====== Material provided

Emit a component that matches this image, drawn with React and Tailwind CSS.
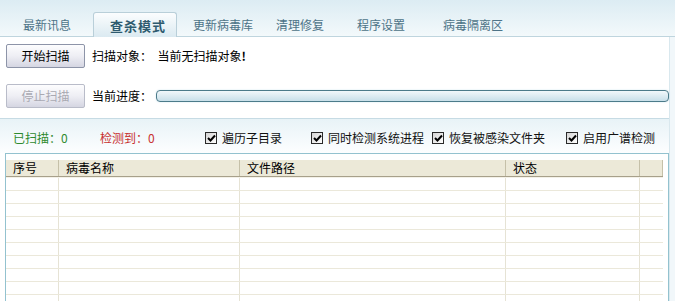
import React from "react";

const FONT = { fontFamily: '"Noto Sans CJK SC", "Noto Sans", sans-serif' };

function Tab({ label, w, pl, active }) {
  if (active) {
    return (
      <div
        className={`relative z-10 flex h-[25px] shrink-0 items-center rounded-t-[3px] border border-b-0 border-[#b9cfd9] bg-gradient-to-b from-[#fbfdfe] to-[#dbeaf1] text-[13px] font-bold tracking-[1px] text-[#2e5a6e]`}
        style={{ width: w, paddingLeft: pl }}
      >
        <span className="leading-none">{label}</span>
      </div>
    );
  }
  return (
    <div
      className="flex h-[25px] shrink-0 items-center text-[12px] text-[#4d7387]"
      style={{ width: w, paddingLeft: pl }}
    >
      <span className="leading-none">{label}</span>
    </div>
  );
}

function Btn({ children, disabled }) {
  return (
    <div
      className={`flex h-[24px] w-[79px] shrink-0 items-center justify-center rounded-[2px] border bg-gradient-to-b from-[#fdfdfe] via-[#eeeef4] to-[#d5d6e2] text-[12px] leading-none ${
        disabled
          ? "border-[#b9bcc9] text-[#a9a9b2]"
          : "border-[#8d94a8] text-black"
      }`}
    >
      {children}
    </div>
  );
}

function Check({ label, w }) {
  return (
    <div className="flex shrink-0 items-center gap-[5px]" style={{ width: w }}>
      <div className="flex h-[12px] w-[12px] items-center justify-center border border-[#2a2a2a] bg-gradient-to-br from-[#d4d4d4] to-[#ffffff]">
        <svg width="9" height="8" viewBox="0 0 9 8">
          <path d="M1 4 L3.5 6.5 L8 1.5" stroke="#000" strokeWidth="2" fill="none" />
        </svg>
      </div>
      <span className="text-[12px] leading-none text-[#111]">{label}</span>
    </div>
  );
}

const COLS = [52, 181, 266, 134, 24];
const HEAD = ["序号", "病毒名称", "文件路径", "状态", ""];

export default function App() {
  return (
    <div
      className="h-[301px] w-[675px] overflow-hidden bg-[#f1f7fa]"
      style={FONT}
    >
      {/* Tab bar */}
      <div className="flex h-[37px] items-end border-b border-[#bfd5de] bg-gradient-to-b from-[#dcecf3] to-[#f3f9fb]">
        <div className="mb-[-1px] flex items-end">
          <Tab label="最新讯息" w={93} pl={23} />
          <Tab label="查杀模式" w={84} pl={16} active />
          <Tab label="更新病毒库" w={84} pl={16} />
          <Tab label="清理修复" w={80} pl={15} />
          <Tab label="程序设置" w={86} pl={16} />
          <Tab label="病毒隔离区" w={90} pl={16} />
        </div>
      </div>

      {/* Controls */}
      <div className="w-[670px] border-r border-[#d9e8ee] bg-white">
        <div className="flex flex-col gap-[16px] border-b border-[#c6dbe4] pb-[10px] pl-[6px] pt-[7px]">
          <div className="flex items-center">
            <Btn>开始扫描</Btn>
            <span className="ml-[7px] text-[12px] leading-none text-black">
              扫描对象：&nbsp;&nbsp;当前无扫描对象<b className="font-bold">!</b>
            </span>
          </div>
          <div className="flex items-center">
            <Btn disabled>停止扫描</Btn>
            <span className="ml-[7px] text-[12px] leading-none text-black">
              当前进度：
            </span>
            <div className="ml-[4px] h-[12px] flex-1 rounded-[4px] border border-[#4c7b8a] bg-gradient-to-b from-[#f2f8fb] to-[#c8dfe9] shadow-[0_0_2px_#cfe6ee]" />
          </div>
        </div>

        {/* Stats */}
        <div className="flex h-[34px] items-center bg-gradient-to-b from-[#e8f3f7] to-[#fdfeff] pl-[13px] pt-[3px] text-[12px] leading-none">
          <div className="w-[87px] shrink-0 text-[#2f8a2f]">已扫描：0</div>
          <div className="w-[105px] shrink-0 text-[#c83030]">检测到：0</div>
          <Check label="遍历子目录" w={106} />
          <Check label="同时检测系统进程" w={121} />
          <Check label="恢复被感染文件夹" w={134} />
          <Check label="启用广谱检测" w={100} />
        </div>

        {/* Table */}
        <div className="ml-[5px] h-[200px] border border-b-0 border-[#93c2cf] bg-white pt-[6px]">
          <div className="flex h-[17px] w-[657px] border-b border-[#a7a08a] bg-[#ece9d8]">
            {HEAD.map((h, i) => (
              <div
                key={i}
                className={`flex h-full shrink-0 items-center pl-[7px] text-[12px] leading-none text-black ${
                  i > 0 ? "border-l border-[#c5c0a8]" : ""
                } ${i === 4 ? "border-r border-[#c5c0a8]" : ""}`}
                style={{ width: COLS[i] }}
              >
                {h}
              </div>
            ))}
          </div>
          <div className="h-px w-[657px] bg-[#f3f1e8]" />
          {Array.from({ length: 10 }).map((_, r) => (
            <div key={r} className="flex h-[13px] w-[657px] border-b border-[#ebe8da]">
              {COLS.map((w, i) => (
                <div
                  key={i}
                  className={`h-full shrink-0 ${i > 0 ? "border-l border-[#e6e3d5]" : ""}`}
                  style={{ width: w }}
                />
              ))}
            </div>
          ))}
        </div>
      </div>
    </div>
  );
}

============

Written problem »
Quote in full the listing given above; the images are to be left out.

Final answer »
Emit a component that matches this image, drawn with React and Tailwind CSS.
import React from "react";

const FONT = { fontFamily: '"Noto Sans CJK SC", "Noto Sans", sans-serif' };

function Tab({ label, w, pl, active }) {
  if (active) {
    return (
      <div
        className={`relative z-10 flex h-[25px] shrink-0 items-center rounded-t-[3px] border border-b-0 border-[#b9cfd9] bg-gradient-to-b from-[#fbfdfe] to-[#dbeaf1] text-[13px] font-bold tracking-[1px] text-[#2e5a6e]`}
        style={{ width: w, paddingLeft: pl }}
      >
        <span className="leading-none">{label}</span>
      </div>
    );
  }
  return (
    <div
      className="flex h-[25px] shrink-0 items-center text-[12px] text-[#4d7387]"
      style={{ width: w, paddingLeft: pl }}
    >
      <span className="leading-none">{label}</span>
    </div>
  );
}

function Btn({ children, disabled }) {
  return (
    <div
      className={`flex h-[24px] w-[79px] shrink-0 items-center justify-center rounded-[2px] border bg-gradient-to-b from-[#fdfdfe] via-[#eeeef4] to-[#d5d6e2] text-[12px] leading-none ${
        disabled
          ? "border-[#b9bcc9] text-[#a9a9b2]"
          : "border-[#8d94a8] text-black"
      }`}
    >
      {children}
    </div>
  );
}

function Check({ label, w }) {
  return (
    <div className="flex shrink-0 items-center gap-[5px]" style={{ width: w }}>
      <div className="flex h-[12px] w-[12px] items-center justify-center border border-[#2a2a2a] bg-gradient-to-br from-[#d4d4d4] to-[#ffffff]">
        <svg width="9" height="8" viewBox="0 0 9 8">
          <path d="M1 4 L3.5 6.5 L8 1.5" stroke="#000" strokeWidth="2" fill="none" />
        </svg>
      </div>
      <span className="text-[12px] leading-none text-[#111]">{label}</span>
    </div>
  );
}

const COLS = [52, 181, 266, 134, 24];
const HEAD = ["序号", "病毒名称", "文件路径", "状态", ""];

export default function App() {
  return (
    <div
      className="h-[301px] w-[675px] overflow-hidden bg-[#f1f7fa]"
      style={FONT}
    >
      {/* Tab bar */}
      <div className="flex h-[37px] items-end border-b border-[#bfd5de] bg-gradient-to-b from-[#dcecf3] to-[#f3f9fb]">
        <div className="mb-[-1px] flex items-end">
          <Tab label="最新讯息" w={93} pl={23} />
          <Tab label="查杀模式" w={84} pl={16} active />
          <Tab label="更新病毒库" w={84} pl={16} />
          <Tab label="清理修复" w={80} pl={15} />
          <Tab label="程序设置" w={86} pl={16} />
          <Tab label="病毒隔离区" w={90} pl={16} />
        </div>
      </div>

      {/* Controls */}
      <div className="w-[670px] border-r border-[#d9e8ee] bg-white">
        <div className="flex flex-col gap-[16px] border-b border-[#c6dbe4] pb-[10px] pl-[6px] pt-[7px]">
          <div className="flex items-center">
            <Btn>开始扫描</Btn>
            <span className="ml-[7px] text-[12px] leading-none text-black">
              扫描对象：&nbsp;&nbsp;当前无扫描对象<b className="font-bold">!</b>
            </span>
          </div>
          <div className="flex items-center">
            <Btn disabled>停止扫描</Btn>
            <span className="ml-[7px] text-[12px] leading-none text-black">
              当前进度：
            </span>
            <div className="ml-[4px] h-[12px] flex-1 rounded-[4px] border border-[#4c7b8a] bg-gradient-to-b from-[#f2f8fb] to-[#c8dfe9] shadow-[0_0_2px_#cfe6ee]" />
          </div>
        </div>

        {/* Stats */}
        <div className="flex h-[34px] items-center bg-gradient-to-b from-[#e8f3f7] to-[#fdfeff] pl-[13px] pt-[3px] text-[12px] leading-none">
          <div className="w-[87px] shrink-0 text-[#2f8a2f]">已扫描：0</div>
          <div className="w-[105px] shrink-0 text-[#c83030]">检测到：0</div>
          <Check label="遍历子目录" w={106} />
          <Check label="同时检测系统进程" w={121} />
          <Check label="恢复被感染文件夹" w={134} />
          <Check label="启用广谱检测" w={100} />
        </div>

        {/* Table */}
        <div className="ml-[5px] h-[200px] border border-b-0 border-[#93c2cf] bg-white pt-[6px]">
          <div className="flex h-[17px] w-[657px] border-b border-[#a7a08a] bg-[#ece9d8]">
            {HEAD.map((h, i) => (
              <div
                key={i}
                className={`flex h-full shrink-0 items-center pl-[7px] text-[12px] leading-none text-black ${
                  i > 0 ? "border-l border-[#c5c0a8]" : ""
                } ${i === 4 ? "border-r border-[#c5c0a8]" : ""}`}
                style={{ width: COLS[i] }}
              >
                {h}
              </div>
            ))}
          </div>
          <div className="h-px w-[657px] bg-[#f3f1e8]" />
          {Array.from({ length: 10 }).map((_, r) => (
            <div key={r} className="flex h-[13px] w-[657px] border-b border-[#ebe8da]">
              {COLS.map((w, i) => (
                <div
                  key={i}
                  className={`h-full shrink-0 ${i > 0 ? "border-l border-[#e6e3d5]" : ""}`}
                  style={{ width: w }}
                />
              ))}
            </div>
          ))}
        </div>
      </div>
    </div>
  );
}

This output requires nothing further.